◆ What is required ◆
Count the lines containing "matches" in the entries underneath, and state that count without anything else.

◆ Data provided ◆
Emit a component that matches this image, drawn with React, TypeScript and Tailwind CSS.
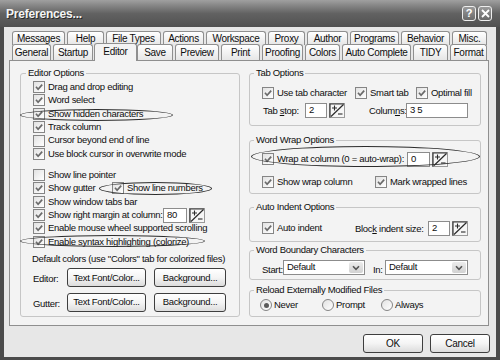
import React from "react";

function Cb({ checked = true }: { checked?: boolean }) {
  return (
    <span className="w-[12px] h-[12px] shrink-0 border border-[#858585] bg-linear-to-br from-[#e2e2e2] to-white flex items-center justify-center">
      {checked && (
        <svg width="10" height="10" viewBox="0 0 10 10">
          <path d="M2 4.8 L4.1 7.2 L8.2 2.6" stroke="#6a6a6a" strokeWidth="1.7" fill="none" />
        </svg>
      )}
    </span>
  );
}

function Radio({ on = false }: { on?: boolean }) {
  return (
    <span className="w-[12px] h-[12px] shrink-0 rounded-full border border-[#858585] bg-linear-to-br from-[#e2e2e2] to-white flex items-center justify-center">
      {on && <span className="w-[5px] h-[5px] rounded-full bg-[#5a5a5a]" />}
    </span>
  );
}

function Spin({ className = "" }: { className?: string }) {
  return (
    <svg width="16" height="15" viewBox="0 0 16 15" className={"shrink-0 " + className}>
      <rect x="0.5" y="0.5" width="15" height="14" fill="#f6f6f6" stroke="#9a9a9a" />
      <path d="M1 0.5 V14.5 M0.5 1 H15" stroke="#3a3a3a" strokeWidth="1.2" />
      <path d="M2 13.5 L14.5 1.5" stroke="#2a2a2a" strokeWidth="1.2" />
      <path d="M3 5 H8 M5.5 2.5 V7.5" stroke="#2a2a2a" strokeWidth="1.1" />
      <path d="M9 11 H13.5" stroke="#2a2a2a" strokeWidth="1.1" />
    </svg>
  );
}

function Input({ className, value }: { className: string; value: string }) {
  return (
    <div className={"h-[15px] shrink-0 bg-white border border-[#8c8c8c] pl-[3px] leading-[12px] " + className}>
      {value}
    </div>
  );
}

function Select({ className }: { className: string }) {
  return (
    <div className={"h-[15px] shrink-0 bg-white border border-[#8c8c8c] flex " + className}>
      <span className="flex-1 pl-[3px] leading-[11px]">Default</span>
      <span className="w-[14px] m-[1px] rounded-[2px] bg-linear-to-b from-[#ececec] to-[#d2d2d2] flex items-center justify-center">
        <svg width="8" height="6" viewBox="0 0 8 6">
          <path d="M1 1.2 L4 4.3 L7 1.2" stroke="#555" strokeWidth="1.6" fill="none" />
        </svg>
      </span>
    </div>
  );
}

function Btn({ className, children }: { className: string; children: React.ReactNode }) {
  return (
    <div
      className={
        "h-[19px] shrink-0 flex items-center justify-center rounded-[3px] border border-[#3e3e3e] bg-linear-to-b from-white via-[#f4f4f4] to-[#dcdcdc] " +
        className
      }
    >
      {children}
    </div>
  );
}

function Group({
  title,
  className,
  legendClass = "left-[5px]",
  children,
}: {
  title: string;
  className: string;
  legendClass?: string;
  children?: React.ReactNode;
}) {
  return (
    <div className={"relative shrink-0 border border-[#c6c6c6] rounded-[3px] " + className}>
      <span className={"absolute -top-[7px] px-[2px] bg-[#f3f3f3] leading-[12px] whitespace-nowrap " + legendClass}>
        {title}
      </span>
      {children}
    </div>
  );
}

function CbRow({
  label,
  checked = true,
  className = "",
  children,
}: {
  label: React.ReactNode;
  checked?: boolean;
  className?: string;
  children?: React.ReactNode;
}) {
  return (
    <div className={"flex items-center h-[13.4px] " + className}>
      <Cb checked={checked} />
      <span className="ml-[3px] whitespace-nowrap">{label}</span>
      {children}
    </div>
  );
}

function Tab({ label, className }: { label: string; className: string }) {
  return (
    <div
      className={
        "shrink-0 flex items-center justify-center border border-b-0 border-[#8f8f8f] rounded-t-[3px] bg-linear-to-b from-white to-[#e6e6e6] text-[10px] whitespace-nowrap " +
        className
      }
    >
      {label}
    </div>
  );
}

export default function App() {
  return (
    <div className="relative w-[500px] h-[360px] overflow-hidden bg-[#4b4b4b] font-['Liberation_Sans',Arial,sans-serif] text-[9.5px] tracking-[-0.3px] text-[#0e0e0e] flex flex-col">
      {/* Title bar */}
      <div className="h-[27px] shrink-0 flex items-center justify-between pl-[6px] pr-[8px] bg-linear-to-b from-[#a0a0a0] via-[#626262] to-[#505050]">
        <span className="text-[12px] font-bold tracking-[-0.2px] text-[#f4f4f4] [text-shadow:1px_1px_0_#2a2a2a]">
          Preferences...
        </span>
        <div className="flex gap-[2px] -mt-[1px]">
          <div className="w-[14px] h-[15px] rounded-[3px] border border-[#eeeeee] bg-linear-to-b from-[#9a9a9a] to-[#6a6a6a] flex items-center justify-center text-[11px] font-bold text-white tracking-normal leading-none">
            ?
          </div>
          <div className="w-[14px] h-[15px] rounded-[3px] border border-[#eeeeee] bg-linear-to-b from-[#9a9a9a] to-[#6a6a6a] flex items-center justify-center">
            <svg width="9" height="9" viewBox="0 0 9 9">
              <path d="M1 1 L8 8 M8 1 L1 8" stroke="white" strokeWidth="1.8" />
            </svg>
          </div>
        </div>
      </div>

      {/* Body */}
      <div className="flex-1 mx-[4px] mb-[3px] bg-[#e7e7e7] flex flex-col">
        {/* Tabs */}
        <div className="pt-[4px] pl-[8px]">
          <div className="flex h-[13px] gap-[2px]">
            <Tab label="Messages" className="w-[53px] h-[14px]" />
            <Tab label="Help" className="w-[37px] h-[14px]" />
            <Tab label="File Types" className="w-[55px] h-[14px]" />
            <Tab label="Actions" className="w-[41px] h-[14px]" />
            <Tab label="Workspace" className="w-[60px] h-[14px]" />
            <Tab label="Proxy" className="w-[37px] h-[14px]" />
            <Tab label="Author" className="w-[41px] h-[14px]" />
            <Tab label="Programs" className="w-[49px] h-[14px]" />
            <Tab label="Behavior" className="w-[49px] h-[14px]" />
            <Tab label="Misc." className="w-[35px] h-[14px]" />
          </div>
          <div className="flex h-[16px] items-start relative z-10">
            <Tab label="General" className="w-[39px] h-[16px]" />
            <Tab label="Startup" className="w-[40px] h-[16px] ml-[2px]" />
            <div className="w-[43px] h-[18px] -mt-[1px] ml-[1px] shrink-0 flex items-center justify-center border border-b-0 border-[#8f8f8f] rounded-t-[3px] bg-[#f3f3f3] text-[10px] pb-[2px]">
              Editor
            </div>
            <Tab label="Save" className="w-[36px] h-[16px]" />
            <Tab label="Preview" className="w-[44px] h-[16px] ml-[2px]" />
            <Tab label="Print" className="w-[39px] h-[16px] ml-[2px]" />
            <Tab label="Proofing" className="w-[41px] h-[16px] ml-[2px]" />
            <Tab label="Colors" className="w-[35px] h-[16px] ml-[2px]" />
            <Tab label="Auto Complete" className="w-[69px] h-[16px] ml-[2px]" />
            <Tab label="TIDY" className="w-[35px] h-[16px] ml-[2px]" />
            <Tab label="Format" className="w-[37px] h-[16px] ml-[2px]" />
          </div>
        </div>

        {/* Panel */}
        <div className="ml-[5px] w-[480px] h-[266px] shrink-0 border border-[#8f8f8f] bg-[#f3f3f3] flex pt-[12px] pl-[10px] gap-[9px]">
          {/* Left: Editor Options */}
          <Group title="Editor Options" className="w-[220px] h-[244px] pl-[12px] pt-[6.3px]">
            <CbRow label="Drag and drop editing" />
            <CbRow label="Word select" />
            <CbRow label="Show hidden characters" />
            <CbRow label="Track column" />
            <CbRow label="Cursor beyond end of line" checked={false} />
            <CbRow label="Use block cursor in overwrite mode" />
            <CbRow label="Show line pointer" checked={false} className="mt-[7.6px]" />
            <div className="flex items-center h-[13.4px]">
              <Cb />
              <span className="ml-[3px] w-[64px] whitespace-nowrap">Show gutter</span>
              <Cb />
              <span className="ml-[3px] whitespace-nowrap">Show line numbers</span>
            </div>
            <CbRow label="Show window tabs bar" />
            <div className="flex items-center h-[13.4px]">
              <Cb />
              <span className="ml-[3px] w-[112px] whitespace-nowrap">Show right margin at column:</span>
              <Input className="w-[24px] ml-[3px]" value="80" />
              <Spin className="ml-[2px]" />
            </div>
            <CbRow label="Enable mouse wheel supported scrolling" />
            <CbRow label="Enable syntax highlighting (colorize)" />
            <div className="mt-[4.3px] -ml-[1px] leading-[12px] whitespace-nowrap">
              Default colors (use "Colors" tab for colorized files)
            </div>
            <div className="mt-[3.5px] flex items-center h-[19px]">
              <span className="w-[34px] pt-[3px]">Editor:</span>
              <Btn className="w-[79px]">Text Font/Color...</Btn>
              <Btn className="w-[72px] ml-[8px]">Background...</Btn>
            </div>
            <div className="mt-[5.5px] flex items-center h-[19px]">
              <span className="w-[34px] pt-[3px]">Gutter:</span>
              <Btn className="w-[79px]">Text Font/Color...</Btn>
              <Btn className="w-[72px] ml-[8px]">Background...</Btn>
            </div>
          </Group>

          {/* Right column */}
          <div className="flex flex-col">
            <Group title="Tab Options" legendClass="left-[4px]" className="w-[232px] h-[53px] pl-[12px] pt-[12.5px]">
              <div className="flex items-center h-[13px]">
                <div className="w-[93px] flex items-center">
                  <Cb />
                  <span className="ml-[3px] whitespace-nowrap">Use tab character</span>
                </div>
                <div className="w-[61px] flex items-center">
                  <Cb />
                  <span className="ml-[3px] whitespace-nowrap">Smart tab</span>
                </div>
                <div className="flex items-center">
                  <Cb />
                  <span className="ml-[3px] whitespace-nowrap">Optimal fill</span>
                </div>
              </div>
              <div className="mt-[3px] flex items-center h-[15px]">
                <span className="w-[42px] ml-[1px] pt-[3px] whitespace-nowrap">
                  Tab <span className="underline">s</span>top:
                </span>
                <Input className="w-[22px]" value="2" />
                <Spin className="ml-[2px]" />
                <span className="w-[37px] ml-[24px] pt-[3px] whitespace-nowrap">
                  Colum<span className="underline">n</span>s:
                </span>
                <Input className="w-[62px]" value="3 5" />
              </div>
            </Group>

            <Group title="Word Wrap Options" legendClass="left-[4px]" className="mt-[14px] w-[232px] h-[54px] pl-[12px] pt-[10.5px]">
              <div className="flex items-center h-[15px]">
                <Cb />
                <span className="ml-[3px] w-[127px] whitespace-nowrap">Wrap at column (0 = auto-wrap):</span>
                <Input className="w-[23px] ml-[3px]" value="0" />
                <Spin className="ml-[2px]" />
              </div>
              <div className="mt-[9px] flex items-center h-[13px]">
                <div className="w-[113px] flex items-center">
                  <Cb />
                  <span className="ml-[3px] whitespace-nowrap">Show wrap column</span>
                </div>
                <Cb />
                <span className="ml-[3px] whitespace-nowrap">Mark wrapped lines</span>
              </div>
            </Group>

            <Group title="Auto Indent Options" legendClass="left-[4px]" className="mt-[13px] w-[232px] h-[35px] pl-[12px] pt-[12.5px]">
              <div className="flex items-center h-[15px]">
                <div className="w-[93px] flex items-center">
                  <Cb />
                  <span className="ml-[3px] whitespace-nowrap">Auto indent</span>
                </div>
                <span className="w-[73px] pt-[3px] whitespace-nowrap">
                  Bloc<span className="underline">k</span> indent size:
                </span>
                <Input className="w-[22px]" value="2" />
                <Spin className="ml-[2px]" />
              </div>
            </Group>

            <Group title="Word Boundary Characters" legendClass="left-[4px]" className="mt-[8px] w-[232px] h-[30px] pl-[12px] pt-[9px]">
              <div className="flex items-center h-[15px]">
                <span className="w-[21px] pt-[5px]">Start:</span>
                <Select className="w-[82px]" />
                <span className="w-[12px] ml-[8px] pt-[5px]">In:</span>
                <Select className="w-[83px]" />
              </div>
            </Group>

            <Group title="Reload Externally Modified Files" legendClass="left-[4px]" className="mt-[10px] w-[232px] h-[27px] pl-[10px] pt-[7.5px]">
              <div className="flex items-center h-[13px]">
                <div className="w-[62px] flex items-center">
                  <Radio on />
                  <span className="ml-[2px]">Never</span>
                </div>
                <div className="w-[59px] flex items-center">
                  <Radio />
                  <span className="ml-[2px]">Prompt</span>
                </div>
                <div className="flex items-center">
                  <Radio />
                  <span className="ml-[2px]">Always</span>
                </div>
              </div>
            </Group>
          </div>
        </div>

        {/* Bottom buttons */}
        <div className="mt-[8px] flex justify-end pr-[6px] gap-[7px]">
          <Btn className="w-[60px] text-[10px]">OK</Btn>
          <Btn className="w-[60px] text-[10px]">Cancel</Btn>
        </div>
      </div>

      {/* Annotation ellipses */}
      <div className="absolute left-[20px] top-[109px] w-[153px] h-[12px] border-[1.5px] border-[#2c2c2c] rounded-[50%] pointer-events-none" />
      <div className="absolute left-[99px] top-[182px] w-[113px] h-[13px] border-[1.5px] border-[#2c2c2c] rounded-[50%] pointer-events-none" />
      <div className="absolute left-[20px] top-[235px] w-[185px] h-[12px] border-[1.5px] border-[#2c2c2c] rounded-[50%] pointer-events-none" />
      <div className="absolute left-[251px] top-[146px] w-[229px] h-[21px] border-[1.5px] border-[#2c2c2c] rounded-[50%] pointer-events-none" />
    </div>
  );
}
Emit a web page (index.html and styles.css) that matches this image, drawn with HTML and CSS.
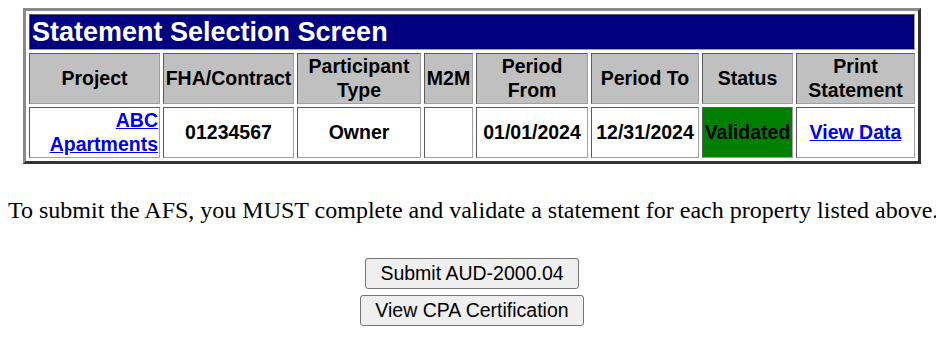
FILE: index.html
```html
<!DOCTYPE html>
<html>
<head>
<meta charset="utf-8">
<title>Statement Selection Screen</title>
<link rel="stylesheet" href="styles.css">
</head>
<body>
<table class="stmt">
  <tr>
    <td class="title" colspan="8">Statement Selection Screen</td>
  </tr>
  <tr class="head">
    <th class="c-proj">Project</th>
    <th class="c-fha">FHA/Contract</th>
    <th class="c-part">Participant Type</th>
    <th class="c-m2m">M2M</th>
    <th class="c-from">Period From</th>
    <th class="c-to">Period To</th>
    <th class="c-status">Status</th>
    <th class="c-print">Print Statement</th>
  </tr>
  <tr class="data">
    <td class="right"><a href="#">ABC Apartments</a></td>
    <td>01234567</td>
    <td>Owner</td>
    <td></td>
    <td>01/01/2024</td>
    <td>12/31/2024</td>
    <td class="ok">Validated</td>
    <td><a href="#">View Data</a></td>
  </tr>
</table>

<p class="note">To submit the AFS, you MUST complete and validate a statement for each property listed above.</p>

<div class="actions">
  <button type="button" class="btn">Submit AUD-2000.04</button>
  <button type="button" class="btn">View CPA Certification</button>
</div>
</body>
</html>
```
FILE: styles.css
```css
body {
  margin: 8px;
  background: #ffffff;
  font-family: "Liberation Serif", "Times New Roman", serif;
}

.stmt {
  margin: 0 auto;
  border-collapse: separate;
  border-spacing: 3px;
  border-style: solid;
  border-width: 3px;
  border-color: #8a8a8a #333333 #333333 #8a8a8a;
  font-family: "Liberation Sans", Arial, sans-serif;
  font-weight: bold;
  font-size: 19.5px;
  line-height: 23.5px;
}

.stmt td,
.stmt th {
  border-style: solid;
  border-width: 1px;
  border-color: #5a5a5a #a0a0a0 #a0a0a0 #5a5a5a;
  padding: 1px;
  text-align: center;
  vertical-align: middle;
  color: #000000;
}

.stmt td.title {
  background: #000080;
  color: #ffffff;
  text-align: left;
  font-size: 27px;
  line-height: 32px;
  padding: 1px 2px;
}

.head th {
  background: #c0c0c0;
  height: 47px;
  font-weight: bold;
}

.data td {
  background: #ffffff;
  height: 47px;
}

.data td.right {
  text-align: right;
}

.data td.ok {
  background: #008000;
}

.stmt a {
  color: #0000ee;
  text-decoration: underline;
}

.c-proj { width: 127px; }
.c-fha { width: 127px; }
.c-part { width: 120px; }
.c-m2m { width: 45px; }
.c-from { width: 108px; }
.c-to { width: 104px; }
.c-status { width: 87px; }
.c-print { width: 115px; }

.note {
  margin: 33px 0 0;
  text-align: center;
  font-size: 24px;
  line-height: 27px;
  white-space: nowrap;
}

.actions {
  margin-top: 34px;
  display: flex;
  flex-direction: column;
  align-items: center;
  gap: 6px;
}

.btn {
  font-family: "Liberation Sans", Arial, sans-serif;
  font-size: 19.5px;
  line-height: 23px;
  padding: 3px 14px;
  background: #efefef;
  color: #000000;
  border: 1px solid #767676;
  border-radius: 3px;
}
```
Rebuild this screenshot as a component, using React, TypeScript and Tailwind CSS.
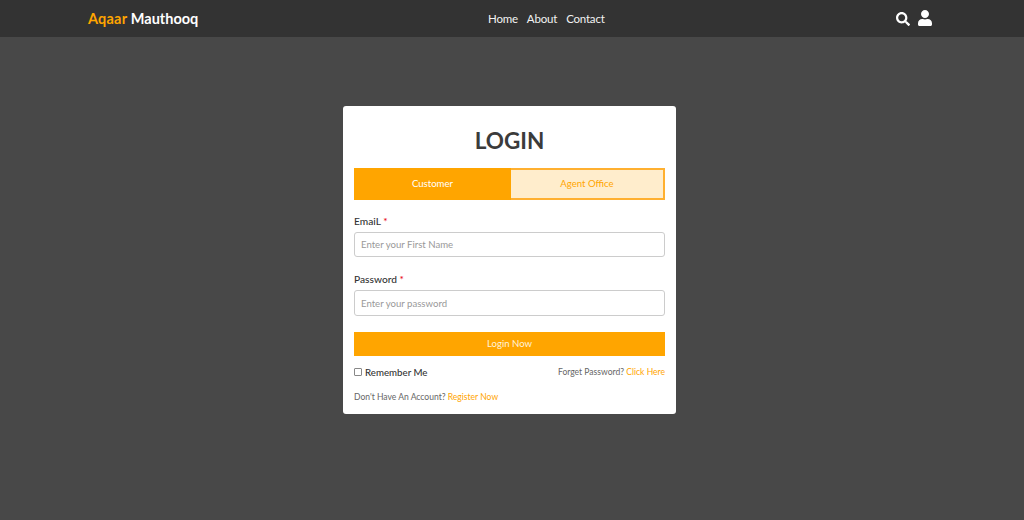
import { FaSearch, FaUser } from "react-icons/fa";

function Label({ text }: { text: string }) {
  return (
    <label className="block text-[10.2px] leading-[16px] font-medium text-[#333]">
      {text} <span className="text-red-600">*</span>
    </label>
  );
}

export default function App() {
  return (
    <div className="min-h-[520px] bg-[#484848] font-['Lato',sans-serif]">
      {/* Navbar */}
      <header className="flex h-[37px] items-center bg-[#333333] pl-[88px] pr-[91px]">
        <div className="w-[340px] text-[14.5px] font-bold text-white">
          <span className="tracking-[0.2px] text-[#ffa500]">Aqaar</span> Mauthooq
        </div>
        <nav className="ml-[60px] flex gap-[9px] text-[11.5px] tracking-[-0.2px] text-[#f2f2f2]">
          <a>Home</a>
          <a>About</a>
          <a>Contact</a>
        </nav>
        <div className="ml-auto flex items-center gap-[7px] text-white">
          <FaSearch size={14} />
          <FaUser size={16} className="-mt-[2px]" />
        </div>
      </header>

      {/* Login card */}
      <main className="flex justify-center pt-[69px] pr-[5px]">
        <div className="h-[308px] w-[333px] rounded-[3px] bg-white px-[11px]">
          <h1 className="pt-[21px] text-center text-[22.5px] leading-[28px] font-bold text-[#3b3b3b]">LOGIN</h1>

          <div className="mt-[13px] flex h-[32px] border-2 border-[#ffb030] text-[9.6px]">
            <div className="-m-[2px] flex w-[157px] items-center justify-center bg-[#ffa500] pt-[1px] text-white">Customer</div>
            <div className="ml-[2px] flex flex-1 items-center justify-center bg-[#ffedcc] pt-[1px] text-[#ffa500]">Agent Office</div>
          </div>

          <div className="mt-[13px]">
            <Label text="EmaiL" />
            <input
              className="mt-[3px] h-[25px] w-full rounded-[3px] border border-[#ccc] px-[6px] text-[9.6px] placeholder:text-[#999]"
              placeholder="Enter your First Name"
            />
          </div>
          <div className="mt-[14px]">
            <Label text="Password" />
            <input
              className="mt-[3px] h-[26px] w-full rounded-[3px] border border-[#ccc] px-[6px] text-[9.6px] placeholder:text-[#999]"
              placeholder="Enter your password"
            />
          </div>

          <button className="mt-[16px] h-[24px] w-full bg-[#ffa500] text-[9.6px] text-[#fff3dc]">Login Now</button>

          <div className="mt-[8px] flex h-[16px] items-center justify-between">
            <label className="flex items-center gap-[3px] text-[9.7px] font-medium text-[#333]">
              <input type="checkbox" className="h-[8px] w-[8px] appearance-none rounded-[1px] border border-[#888]" />
              Remember Me
            </label>
            <p className="text-[8.55px] text-[#666]">
              Forget Password? <a className="text-[#ffa500]">Click Here</a>
            </p>
          </div>
          <p className="mt-[10px] text-[8.55px] leading-[14px] text-[#666]">
            Don't Have An Account? <a className="text-[#ffa500]">Register Now</a>
          </p>
        </div>
      </main>
    </div>
  );
}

◆ Expected answer ◆
2